Interaction of graphics and natural language

Interface developers addressed five major forms of interaction between natural language and graphic objects and actions to form a basis for integrating graphics and natural language:

  1. Ostensive deixis – pointing to a natural language referent, such as move (point) this workstation. (Deixis comes from the Greek word for pointing or indicating.)
  2. Nonostensive deixis – the indication of a natural language referent in the context of the utterance without pointing, such as move the file server when there might be two but only one appears on the screen. (This would be anaphoric reference if it were not visible on the screen but had been mentioned in the dialogue.)
  3. Reference in natural language to objects by their graphics features
  4. Natural language references to graphical spatial relationships
  5. Graphical representation of spatially indeterminate descriptions or descriptions where the identity of the object is indeterminate

The processes used to resolve reference in natural language ultimately resolve each of these forms of reference. These projects address the issues of what to pass to the natural language component.

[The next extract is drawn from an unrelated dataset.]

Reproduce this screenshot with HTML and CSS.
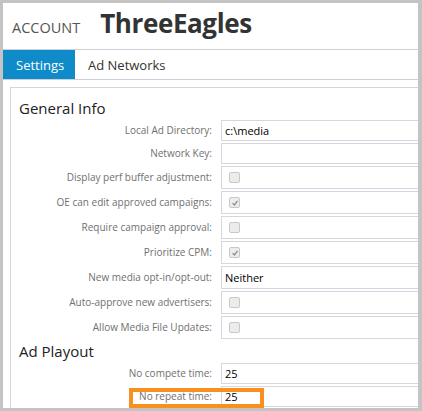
FILE: index.html
```html
<!DOCTYPE html>
<html>
<head>
<meta charset="utf-8">
<link rel="stylesheet" href="styles.css">
</head>
<body>
<div class="frame">
  <header class="header">
    <span class="account">ACCOUNT</span>
    <span class="name">ThreeEagles</span>
  </header>
  <nav class="tabs">
    <div class="tab active">Settings</div>
    <div class="tab">Ad Networks</div>
  </nav>
  <section class="panel">
    <h2 class="heading">General Info</h2>
    <div class="form">
      <div class="row short"><label>Local Ad Directory:</label><div class="field">c:\media</div></div>
      <div class="row short"><label>Network Key:</label><div class="field"></div></div>
      <div class="row"><label>Display perf buffer adjustment:</label><div class="field"><span class="cb"></span></div></div>
      <div class="row"><label>OE can edit approved campaigns:</label><div class="field"><span class="cb checked"><svg viewBox="0 0 10 10" width="8" height="8"><path d="M2 5.2 L4.2 7.4 L8.2 2.4" fill="none" stroke="#8a8a8a" stroke-width="1.6"/></svg></span></div></div>
      <div class="row"><label>Require campaign approval:</label><div class="field"><span class="cb"></span></div></div>
      <div class="row"><label>Prioritize CPM:</label><div class="field"><span class="cb checked"><svg viewBox="0 0 10 10" width="8" height="8"><path d="M2 5.2 L4.2 7.4 L8.2 2.4" fill="none" stroke="#8a8a8a" stroke-width="1.6"/></svg></span></div></div>
      <div class="row"><label>New media opt-in/opt-out:</label><div class="field">Neither</div></div>
      <div class="row"><label>Auto-approve new advertisers:</label><div class="field"><span class="cb"></span></div></div>
      <div class="row"><label>Allow Media File Updates:</label><div class="field"><span class="cb"></span></div></div>
    </div>
    <h2 class="heading playout">Ad Playout</h2>
    <div class="form">
      <div class="row short"><label>No compete time:</label><div class="field">25</div></div>
      <div class="row short highlight-row"><label>No repeat time:</label><div class="field">25</div><div class="highlight"></div></div>
    </div>
  </section>
</div>
</body>
</html>
```
FILE: styles.css
```css
html, body {
  margin: 0;
  padding: 0;
}
body {
  width: 422px;
  height: 411px;
  background: #c4c4c4;
  font-family: "Open Sans", "DejaVu Sans", sans-serif;
  overflow: hidden;
}
.frame {
  position: relative;
  margin: 3px 0 0 3px;
  width: 415px;
  height: 405px;
  background: #fff;
  overflow: hidden;
}
.header {
  height: 46px;
  display: flex;
  align-items: baseline;
  padding-left: 9px;
  box-sizing: border-box;
  padding-top: 2px;
}
.account {
  font-size: 14.5px;
  color: #555;
}
.name {
  font-size: 26px;
  font-weight: 700;
  color: #333;
  margin-left: 20px;
  letter-spacing: -0.4px;
}
.tabs {
  display: flex;
  height: 29px;
  border-top: 1px solid #cdd0db;
  border-bottom: 1px solid #cdd0db;
}
.tab {
  font-size: 13px;
  color: #333;
  display: flex;
  align-items: center;
  padding: 0 13px;
}
.tab.active {
  background: #0e8bc8;
  color: #fff;
  width: 72px;
  box-sizing: border-box;
}
.panel {
  margin: 7px 0 0 7px;
  border-top: 1px solid #d5d5de;
  border-left: 1px solid #d5d5de;
  padding: 10px 0 0 8px;
  height: 330px;
}
.heading {
  margin: 0 0 2px 0;
  font-size: 15px;
  line-height: 20px;
  font-weight: 400;
  color: #222;
}
.heading.playout {
  margin-top: 2px;
}
.form {
  display: flex;
  flex-direction: column;
  gap: 2px;
  margin-left: -8px;
}
.row {
  position: relative;
  display: flex;
  align-items: center;
  height: 23px;
}
.row.short {
  height: 21px;
}
.row label {
  flex: none;
  width: 201px;
  text-align: right;
  font-size: 10px;
  color: #707070;
  padding-bottom: 2px;
}
.field {
  flex: none;
  margin-left: 9px;
  width: 260px;
  height: 100%;
  box-sizing: border-box;
  border: 1px solid #d8d5de;
  display: flex;
  align-items: center;
  padding-left: 3px;
  font-size: 11px;
  color: #000;
}
.cb {
  width: 9px;
  height: 9px;
  margin-left: 4px;
  border: 1px solid #c8c8c8;
  border-radius: 2px;
  background: #ececec;
  display: flex;
  align-items: center;
  justify-content: center;
}
.highlight {
  position: absolute;
  left: 118px;
  top: 2px;
  width: 135px;
  height: 20px;
  border: 4px solid #f7901e;
  box-sizing: border-box;
}
```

Conventionally, in a graphics interface, resolving ostensive deixis is easy because the object selected would be uniquely identified. However, in an attempt to allow users to behave as naturally as possible, the Xtra project has shown that users often point beside the intended referent so as not to obscure it. Further, in an attempt at naturalness they allow four granularities of pointing device so that users can select the appropriate pointing device and then the referent rather than selecting the appropriate handle on part of a nested object.

Despite the use of different granularities of pointing device in the Xtra project, uncertainty remains as to the intended referent. Therefore, it is necessary to derive a measure of pointing plausibility from the degree to which a pointing gesture covers a region to express the extent to which a gesture indicates a region. The system collects the regions for which plausibility values have been assigned as a list of referential candidates. This list is then passed to other processes such as those that identify linguistic referents.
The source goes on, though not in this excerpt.